«No esperar que los hombres

  actúen de modo diferente

  a como han procedido tantas veces.»

                                   Juan Martín Suriani («A esa voz», Botella al Mar, 2015)

Despejemos dudas. No se trata del ave acuática ni del deporte homónimo que practica a caballo la oligarquía vacuna y «sojete» para regocijo de lánguidas niñas teñidas bajo el sol en las estancias de papá. No me refiero al dibujo que hicieron famoso Walt Disney, Armand Mattelart y Ariel Dorfman, pero por razones ideológicas antagónicas, ni de aquel artista que cantaba sucundum sucundum. No se trata de cierta acepción del término para designar a una persona sin recursos económicos suficientes (sí, ya sé, acaba usted de descubrir mi pertenencia a la generación del ábaco, la regla de cálculos, los sabañones, el Diccionario Enciclopédico Sopena y la tabla de logaritmos. No me importa, me la banco).

Donald Trump es la versión brutal, primitiva y rudimentaria del político millonario e ignorante que, fracasado el modelo nazi original, lo repite como un loro e intenta asumir la primera magistratura del país más poderoso del planeta, al menos desde el punto de vista militar. Odia a los inmigrantes y se jacta de ese odio. Sobre todo si son mexicanos o de los pueblos del sur del Río Bravo. Ha prometido expulsarlos si es elegido presidente y, para impedir su ingreso ilegal al ombligo del «paraíso» capitalista mundial, construir un muro como el que el Estado genocida de Israel tiene para tratar de contener la militancia palestina en pos de la recuperación de los territorios usurpados por los zarpazos sionistas.

Lo insólito, o no tan, es que California, Texas, Colorado, San Francisco y más, muchos territorios más de los que promete expulsar a los mexicanos fueron de México hasta que la voracidad imperial sumó esos lugares a los Estados Unidos a través de las armas.
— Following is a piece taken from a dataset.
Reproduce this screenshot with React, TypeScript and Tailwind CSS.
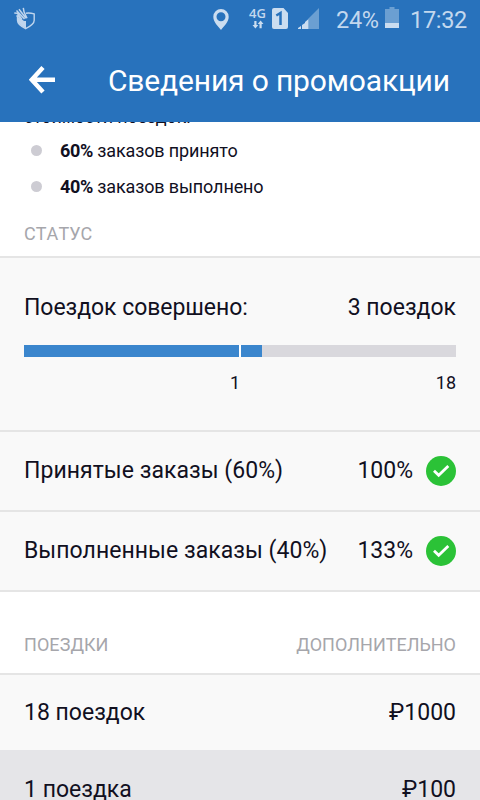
import type { ReactNode } from "react";

function ShieldIcon() {
  return (
    <svg width="22" height="23" viewBox="0 0 22 23" fill="none" stroke="#bfd5ed" className="shrink-0">
      <path d="M12 6.200c3-.6 5.500-.1 8.200.7v6.300c0 3.800-4.300 6.300-8.600 8.400-4.300-2-8.100-4.300-8.100-8.300V9" strokeWidth="1.400" />
      <path d="M4 10.500l3 1 3 2.500h2v7.500L7.500 19 4 15.500z" fill="#bfd5ed" stroke="none" />
      <path d="M.3 6l3 .2 4.500 6M2.500 3.500l8 8.500M5 2.200l7 9M9.300.8l.7 4 3 6.500M2.500 8.500l4 2.500" strokeWidth="1.500" />
    </svg>
  );
}

function StatusBar() {
  return (
    <div className="flex h-[38px] text-[#c3d8ee]">
      <div className="ml-[14px] mt-[7px]"><ShieldIcon /></div>
      <svg className="ml-[177px] mt-[9px] shrink-0" width="16" height="21" viewBox="0 0 16 21">
        <path fillRule="evenodd" fill="#cbddf0" d="M8 0a7.700 7.700 0 0 0-7.700 7.700C.3 13 5 17 8 21c3-4 7.700-8 7.700-13.300A7.700 7.700 0 0 0 8 0zm0 3.200a4.500 4.500 0 1 1 0 9 4.500 4.500 0 0 1 0-9z" />
      </svg>
      <div className="ml-[20px] mt-[6px] flex w-[17px] flex-col items-center">
        <span className="font-['Open_Sans','Noto_Sans',sans-serif] text-[13px] font-semibold leading-[14px]">4G</span>
        <svg width="12" height="9" viewBox="0 0 12 9" fill="#cbddf0">
          <path d="M2.300 1h2.200v4h1.800L3.400 8.500.5 5h1.800zM7.500 8.200h2.200V4h1.800L8.600.5 5.700 4h1.800z" />
        </svg>
      </div>
      <div className="ml-[6px] mt-[8px] shrink-0">
        <svg width="16" height="21" viewBox="0 0 16 21">
          <path fill="#cbddf0" d="M2 0h9.500L16 5v14a2 2 0 0 1-2 2H2a2 2 0 0 1-2-2V2a2 2 0 0 1 2-2z" />
          <path d="M4.300 7.500L8.500 5V17" fill="none" stroke="#2872bc" strokeWidth="2.500" />
        </svg>
      </div>
      <svg className="ml-[10px] mt-[8px] shrink-0" width="21" height="21" viewBox="0 0 21 21">
        <path fill="#6b9fd2" d="M10.500 10.500L21 0v21H10.500z" />
        <path fill="#cbddf0" d="M0 21v-1l3-2v3zM4 21v-4l3-2v6zM7 21v-7l3.500-3v10z" />
      </svg>
      <span className="ml-[17px] mt-[5px] w-[43px] whitespace-nowrap text-[23.500px] leading-[30px] tracking-[-0.3px]">24%</span>
      <svg className="ml-[6px] mt-[7px] shrink-0" width="14" height="21" viewBox="0 0 14 21">
        <path fill="#6b9fd2" d="M4.500 0h5v2H14v14H0V2h4.500z" />
        <path fill="#cbddf0" d="M0 16h14v5H0z" />
      </svg>
      <span className="ml-[11px] mt-[5px] whitespace-nowrap text-[23.500px] leading-[30px] tracking-[-0.3px]">17:32</span>
    </div>
  );
}

function Bullet({ value, children }: { value: string; children: ReactNode }) {
  return (
    <li className="flex h-9 items-center text-[18px] tracking-[-0.13px]">
      <span className="ml-[31px] mr-[18px] size-[11px] rounded-full bg-[#cdccd3]" />
      <span className="whitespace-nowrap"><b className="font-bold tracking-[-0.35px]">{value}</b> {children}</span>
    </li>
  );
}

function CheckRow({ label, value }: { label: string; value: string }) {
  return (
    <div className="flex h-20 items-center border-b-2 border-[#e5e5e5] bg-[#f9f9f9] px-6 text-[23px] leading-[30px]">
      <span className="flex-1 whitespace-nowrap tracking-[0.04px]">{label}</span>
      <span>{value}</span>
      <svg className="ml-[13px]" width="30" height="30" viewBox="0 0 30 30">
        <circle cx="15" cy="15" r="15" fill="#2bc237" />
        <path d="M8 14.700l4.700 4.600 9.600-9.300" fill="none" stroke="#fff" strokeWidth="2.800" />
      </svg>
    </div>
  );
}

export default function App() {
  return (
    <div className="flex h-[800px] w-[480px] flex-col overflow-hidden bg-white font-['Roboto','Noto_Sans',sans-serif] text-[#11101f]">
      <header className="h-[122px] shrink-0 bg-[#2872bc]">
        <StatusBar />
        <div className="flex h-[84px] items-center text-white">
          <svg className="ml-[29px] mr-[53px] shrink-0" width="26" height="28" viewBox="0 0 26 28" fill="none" stroke="#fff" strokeWidth="4.400">
            <path d="M14 1.500L2.800 13.700 14 26M3 13.700h23" />
          </svg>
          <h1 className="whitespace-nowrap pt-0.5 text-[30px] leading-9 tracking-[-0.16px]">Сведения о промоакции</h1>
        </div>
      </header>

      <section className="h-[134px] shrink-0 overflow-hidden">
        <div className="-mt-[23px] h-[33px] pl-6 text-[18px] leading-[36px] tracking-[-0.17px]">стоимости поездок:</div>
        <ul>
          <Bullet value="60%">заказов принято</Bullet>
          <Bullet value="40%">заказов выполнено</Bullet>
        </ul>
        <h2 className="mt-[17px] pl-6 text-[18px] leading-[26px] tracking-[0.06px] text-[#a6a6ab] [font-kerning:none]">СТАТУС</h2>
      </section>

      <section className="h-[176px] shrink-0 border-y-2 border-[#e5e5e5] bg-[#f9f9f9] px-6 pt-[35px]">
        <div className="flex justify-between text-[23px] leading-[30px]">
          <span className="tracking-[-0.05px]">Поездок совершено:</span>
          <span>3 поездок</span>
        </div>
        <div className="mt-[22px] flex h-3 bg-[#d9d8dd]">
          <div className="w-[215px] bg-[#3b86cd]" />
          <div className="w-0.5 bg-white" />
          <div className="w-[21px] bg-[#3b86cd]" />
        </div>
        <div className="mt-[13px] flex text-right text-[18px] leading-[26px]">
          <span className="w-[216px]">1</span>
          <span className="w-[216px]">18</span>
        </div>
      </section>

      <div className="shrink-0">
        <CheckRow label="Принятые заказы (60%)" value="100%" />
        <CheckRow label="Выполненные заказы (40%)" value="133%" />
      </div>

      <div className="flex h-[83px] shrink-0 justify-between border-b-2 border-[#e5e5e5] px-6 pt-10 text-[18px] leading-[26px] text-[#a6a6ab] [font-kerning:none]">
        <h2 className="tracking-[0.06px]">ПОЕЗДКИ</h2>
        <h2>ДОПОЛНИТЕЛЬНО</h2>
      </div>
      <div className="flex h-[75px] shrink-0 items-center justify-between bg-[#f9f9f9] px-6 text-[23px] leading-[30px]">
        <span>18 поездок</span>
        <span>₽1000</span>
      </div>
      <div className="flex h-[50px] shrink-0 justify-between bg-[#e5e5e8] px-6 pt-[25px] text-[23px] leading-[30px]">
        <span>1 поездка</span>
        <span>₽100</span>
      </div>
    </div>
  );
}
Es decir, mexicanos expulsados de su antiguo terruño por la avaricia conquistadora, bajo el pretexto de incorporarlos al modo capitalista de la división internacional del trabajo.

Pero Donald, como cualquier ser humano, tiene amigos. Es imposible imaginar la vida sin amigos. Se los dice alguien que «es» los amigos. Aun aquellos que nos parecen ejemplares despreciables deben compartir sus miserias morales con alguien. Y Donald los tiene. Repartidos por el mundo y, claro, Argentina forma parte del planeta mal que les pese a los agoreros de moda. O sea que Trump puede venir a nuestro país y tomarse unos tragos con sus compinches vernáculos mientras, por ejemplo, contempla un juego de pato en la misma estancia de las rubias lánguidas.
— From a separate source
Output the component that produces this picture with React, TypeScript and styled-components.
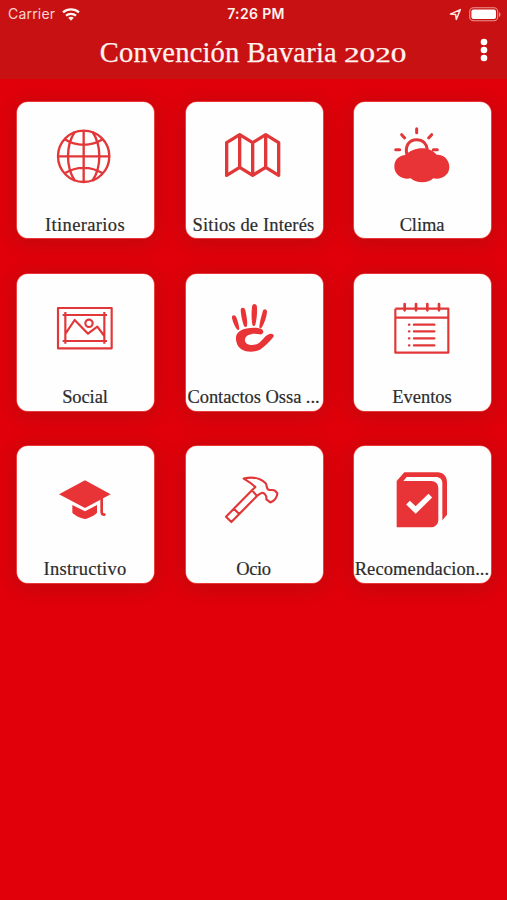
import React from "react";
import styled, { createGlobalStyle } from "styled-components";

const GlobalStyle = createGlobalStyle`
  * { box-sizing: border-box; }
  body { margin: 0; background: #e1000a; overflow: hidden; }
`;

const Screen = styled.main`
  width: 507px;
  height: 900px;
  background: #e1000a;
  overflow: hidden;
`;

const Header = styled.header`
  height: 79px;
  background: #c81112;
  color: #fff3f0;
`;

const StatusBar = styled.div`
  height: 27px;
  display: grid;
  grid-template-columns: 1fr auto 1fr;
  align-items: center;
  padding: 1px 6px 0 8px;
  font: 400 14px/26px Inter, sans-serif;
`;

const StatusGroup = styled.div<{ $end?: boolean }>`
  display: flex;
  align-items: center;
  gap: 7px;
  justify-content: ${(p) => (p.$end ? "flex-end" : "flex-start")};
`;

const Carrier = styled.span`
  letter-spacing: 0.2px;
  color: #fbd5d3;
`;

const Clock = styled.span`
  font-weight: 600;
  font-size: 14px;
  letter-spacing: 0.35px;
  padding-left: 3px;
`;

const TitleBar = styled.div`
  height: 52px;
  display: grid;
  grid-template-columns: 47px 1fr 47px;
  align-items: center;
`;

const Title = styled.h1`
  margin: 0;
  display: flex;
  align-items: baseline;
  justify-content: center;
  white-space: pre;
  font: 400 28.5px/52px "Liberation Serif", serif;
  letter-spacing: 0.2px;
  -webkit-text-stroke: 0.25px currentColor;
`;

const Year = styled.span`
  display: inline-block;
  width: 63px;
  font-size: 20.5px;
  letter-spacing: 0;
  transform: scaleX(1.52);
  transform-origin: left;
`;

const MenuButton = styled.button`
  border: 0;
  padding: 0 0 8px;
  background: none;
  display: flex;
  justify-content: center;
`;

const Grid = styled.section`
  display: grid;
  grid-template-columns: repeat(3, 137px);
  grid-auto-rows: 136.5px;
  column-gap: 31.5px;
  row-gap: 35.8px;
  padding: 22.8px 0 0 17px;
`;

const Card = styled.article`
  display: flex;
  flex-direction: column;
  align-items: center;
  justify-content: space-between;
  padding: 19.5px 0 0.6px;
  border-radius: 11px;
  background: #fffefe;
  box-shadow: 0 0 0 0.6px #ff6a64, 0 3px 18px 5px rgba(150, 20, 20, 0.36);
`;

const Icon = styled.svg`
  width: 66px;
  height: 66px;
  margin-right: 1.4px;
  overflow: visible;
  fill: none;
  stroke: #e23738;
  stroke-linejoin: round;
`;

const Label = styled.span<{ $spacing: number }>`
  font: 400 18.5px/26px "Liberation Serif", serif;
  letter-spacing: ${(p) => p.$spacing}px;
  color: #2c2c2c;
  white-space: nowrap;
  margin-right: 1px;
  -webkit-text-stroke: 0.2px currentColor;
`;

const RED = "#e93437";

const items = [
  {
    name: "Itinerarios",
    spacing: 0.35,
    box: "157 95 198 198",
    art: (
      <g strokeWidth="7">
        <circle cx="252" cy="201" r="77" />
        <path d="M252 124V278M175 201H329M226 127C198 168 198 233 226 275M278 127C306 168 306 233 278 275M195 150C230 172 274 172 309 150M195 252C230 230 274 230 309 252" />
      </g>
    ),
  },
  {
    name: "Sitios de Interés",
    spacing: 0.15,
    box: "153 95 198 198",
    art: (
      <path strokeWidth="10" d="M173 160L212 136L251 160L290 136L329 160V258L290 234L251 258L212 234L173 258ZM212 136V234M251 160V258M290 136V234" />
    ),
  },
  {
    name: "Clima",
    spacing: -0.1,
    box: "158 95 198 198",
    art: (
      <>
        <path strokeWidth="9" d="M212 198C205 171 217 151 241 151C259 151 271 163 273 181" />
        <path strokeWidth="9" strokeLinecap="round" d="M241 118V130M196 136L205 146M286 136L277 146M178 181H190M291 181H303" />
        <path fill={RED} stroke="none" d="M208 197C220 184 238 177 258 177C275 177 291 184 301 196C323 195 339 212 339 233C339 256 318 272 291 267C275 283 239 282 223 267C197 272 174 255 174 232C174 210 189 198 208 197Z" />
      </>
    ),
  },
  {
    name: "Social",
    spacing: -0.1,
    box: "157 102 198 198",
    art: (
      <g strokeWidth="6.5">
        <path d="M175 144H336V265H175Z" />
        <path d="M189 165H322M189 243H322M197 156V251M314 156V251M198 220L225 180L265 221L293 200L314 228" />
        <circle cx="268" cy="190" r="11" />
      </g>
    ),
  },
  {
    name: "Contactos Ossa ...",
    spacing: -0.05,
    box: "153 102 198 198",
    art: (
      <g fill={RED} stroke="none">
        <path d="M189 174C187 164 199 163 202 172C207 187 211 199 211 207C208 213 204 209 201 204C195 194 191 184 189 174ZM215 151C215 141 227 141 229 151C233 169 236 185 234 197C232 203 226 202 224 196C219 181 216 166 215 151ZM249 141C250 129 263 130 264 141C265 160 263 178 259 194C257 199 252 199 250 194C247 177 247 159 249 141ZM281 155C283 144 295 146 294 156C293 172 286 189 279 202C275 208 270 205 271 199C273 183 277 169 281 155Z" />
        <path d="M271 223C284 226 287 211 277 207C261 201 231 203 214 212C201 219 198 232 203 248C210 275 246 281 273 269C286 261 304 243 313 231C317 223 309 219 301 222C289 226 282 239 271 248C256 259 231 257 228 242C226 225 250 218 271 223Z" />
      </g>
    ),
  },
  {
    name: "Eventos",
    spacing: 0,
    box: "158 102 198 198",
    art: (
      <g strokeWidth="6.5">
        <path d="M177 146H336V278H177V146M177 173H336" />
        <path strokeWidth="8" strokeLinecap="round" d="M205 132V151M239 132V151M273 132V151M308 132V151" />
        <path strokeWidth="7" strokeLinecap="round" d="M233 194H294M233 214H294M233 235H294M233 256H294M218 194H219M218 214H219M218 235H219M218 256H219" />
      </g>
    ),
  },
  {
    name: "Instructivo",
    spacing: 0.25,
    box: "157 94 198 198",
    art: (
      <>
        <path fill={RED} stroke="none" d="M178 179L256 137L333 179L256 220ZM218 211L256 230L292 211V234C285 242 269 250 256 253C240 250 224 241 218 234Z" />
        <path strokeWidth="8" strokeLinecap="round" d="M306 192V232C306 237 309 240 314 240" />
      </>
    ),
  },
  {
    name: "Ocio",
    spacing: -0.4,
    box: "153 94 198 198",
    art: (
      <path strokeWidth="6.5" d="M224 132C252 125 276 132 290 146C294 151 292 160 297 164C304 169 310 163 318 168L325 176C325 187 316 200 304 203L292 194C294 183 286 173 278 175C271 177 268 181 264 184L187 262L171 246L249 167L259 157C247 145 236 139 224 132ZM249 167L264 184M194 222L211 238" />
    ),
  },
  {
    name: "Recomendacion...",
    spacing: 0.1,
    box: "158 94 198 198",
    art: (
      <>
        <path fill={RED} stroke="none" d="M181 139L204 113H304C320 113 332 125 332 142V240L318 257V145C318 134 310 127 299 127H211L201 139H284C298 139 306 148 306 161V255C306 269 296 278 282 278H181Z" />
        <path stroke="#ffffff" strokeWidth="16" strokeLinejoin="miter" d="M215 204L238 226L282 183" />
      </>
    ),
  },
];

export default function App() {
  return (
    <Screen>
      <GlobalStyle />
      <Header>
        <StatusBar>
          <StatusGroup>
            <Carrier>Carrier</Carrier>
            <svg width="18" height="13" viewBox="0 0 18 13" fill="none" stroke="#fff3f0" strokeWidth="2.3">
              <path d="M1 4.4C5.5 0.4 12.5 0.4 17 4.4M4 7.7C6.8 5.2 11.2 5.2 14 7.7" />
              <path fill="#fff3f0" stroke="none" d="M6.2 9.8C7.8 8.4 10.2 8.4 11.8 9.8L9 12.7Z" />
            </svg>
          </StatusGroup>
          <Clock>7:26 PM</Clock>
          <StatusGroup $end>
            <svg width="13" height="13" viewBox="0 0 13 13" fill="none" stroke="#ffe4e0" strokeWidth="1.5" strokeLinejoin="round">
              <path d="M1.4 6.1L11.3 1.6L7.3 11.4L6.6 6.4Z" />
            </svg>
            <svg width="32" height="15" viewBox="0 0 32 15">
              <rect x="0.7" y="0.8" width="28" height="13" rx="3.8" fill="none" stroke="#eb9590" strokeWidth="1.1" />
              <rect x="2.4" y="2.5" width="24.6" height="9.6" rx="2" fill="#fff" />
              <path d="M30 5V10Q31.5 9 31.5 7.5T30 5" fill="#eb9590" />
            </svg>
          </StatusGroup>
        </StatusBar>
        <TitleBar>
          <span />
          <Title>
            {"Convención Bavaria "}
            <Year>2020</Year>
          </Title>
          <MenuButton aria-label="Menú">
            <svg width="8" height="24" viewBox="0 0 8 24" fill="#fff">
              <circle cx="4" cy="4" r="3.3" />
              <circle cx="4" cy="12" r="3.3" />
              <circle cx="4" cy="20" r="3.3" />
            </svg>
          </MenuButton>
        </TitleBar>
      </Header>
      <Grid>
        {items.map((item) => (
          <Card key={item.name}>
            <Icon viewBox={item.box}>{item.art}</Icon>
            <Label $spacing={item.spacing}>{item.name}</Label>
          </Card>
        ))}
      </Grid>
    </Screen>
  );
}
Pequeña digresión preelectoral. El apellido de Donald se pronuncia Tramp. ¿Y si le agregamos una letra más, la a, por ejemplo y hacemos campaña por alguno de sus amigos locales? Quedaría más o menos así: «Vote +a, vote tramp a». Usted, compañera, dirá que me faltan kilómetros para ser un «coach» de campaña como Durán Barba. Tiene razón y a mí me llena de orgullo. Fin de la pequeña digresión.

Un periodista argentino se encontró de casualidad con el señor Trump en USA. Cuando Donald supo que era de estos pagos estalló en elogios enfáticos a su amigo (amigo de él, como dicen sus odiados mexicanos) Mauricio Macri. Entre los piropos destacaba el consejo a los ciudadanos nacionales para que lo entronicen presidente. Amigos son los amigos, decía un lema televisivo antiguo y perogrullesco. Después supimos que Trump y Macri juegan al tenis cada vez que se juntan y, sobre todo, supimos (¿supimos?) de sus negocios compartidos.

Paradojas de la etimología, según estuve buscando y encontré, Mauricio es un nombre de origen latino que significa «Moreno». Sí, como los habitantes originarios del sur del Río Bravo, esos que el amigo Donald busca expulsar de su territorio si es el elegido.

En fin, que este Donald no es un pato, pero nuestro Mauricio es, algunos lo sabemos desde siempre, un pato criollo.